この人物が犯人だったのか、全然気がつかなかった―。最後に真相が明かされたとき、そんな新鮮な驚きを感じられるのがミステリー小説の醍醐味(だいごみ)だろう。作家としては「してやったり」というところである
▼ここで使われているのが〈叙述トリック〉だ。あることに触れない、時系列をあやふやにする、関係のない人物に疑いがかかるよう仕向ける。そうやって巧みに情報を操作し読者を欺くのである。例えばいつもご近所トラブルを起こす粗暴な男が、現場の近くで不審な動きをしていれば読者は怪しく感じる。そこが作家の思うつぼ。『アクロイド殺し』のアガサ・クリスティから『名探偵コナン』の青山剛昌まで、変わらぬ定番の手法である
▼ところで最近は作家だけでなく、警察まで叙述トリックを使うようになったらしい。
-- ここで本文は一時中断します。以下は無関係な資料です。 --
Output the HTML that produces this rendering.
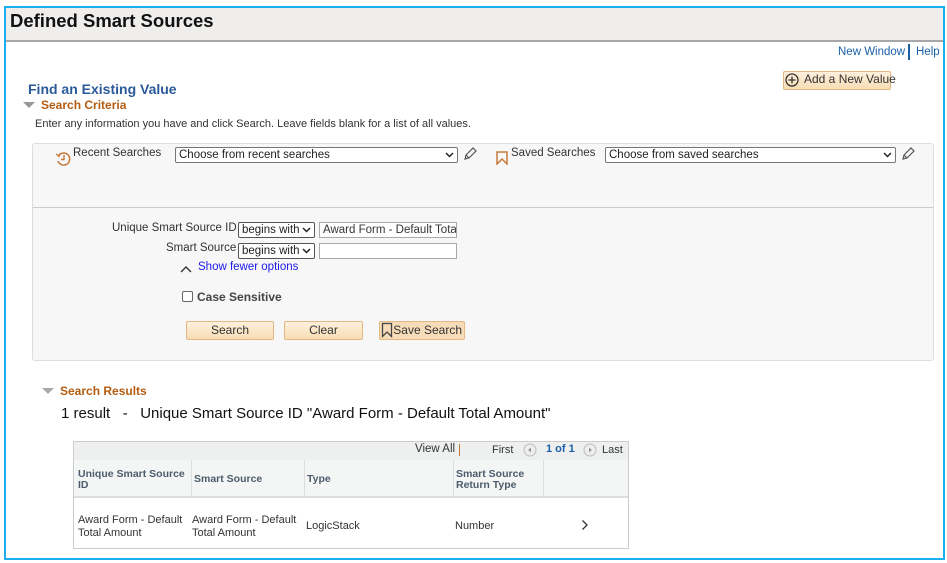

安倍晋三元首相を自作の銃で殺害した山上徹也容疑者について、警察は旧統一教会とのつながりばかりを流し、肝心の警察の失態に関しては情報を小出しにしている。旧統一教会の非道な活動と政界との蜜月ぶりも問題だろう。ただ特定の団体に恨みがあるからといって、人を殺していい理由にはならない。容疑者への過度な同情は禁物だし、早急に見直すべきは要人警護のあり方である
▼たった一人の男が白昼堂々と銃撃に及び、殺害を成就させてしまった。なぜ犯行を許したのか。その実態をこそ警察は毎日でも発表する責任があろう。元首相死亡の直接の原因は旧統一教会でなくむしろ警察にあるのだ。情報を操作してマスコミを踊らせている場合ではない。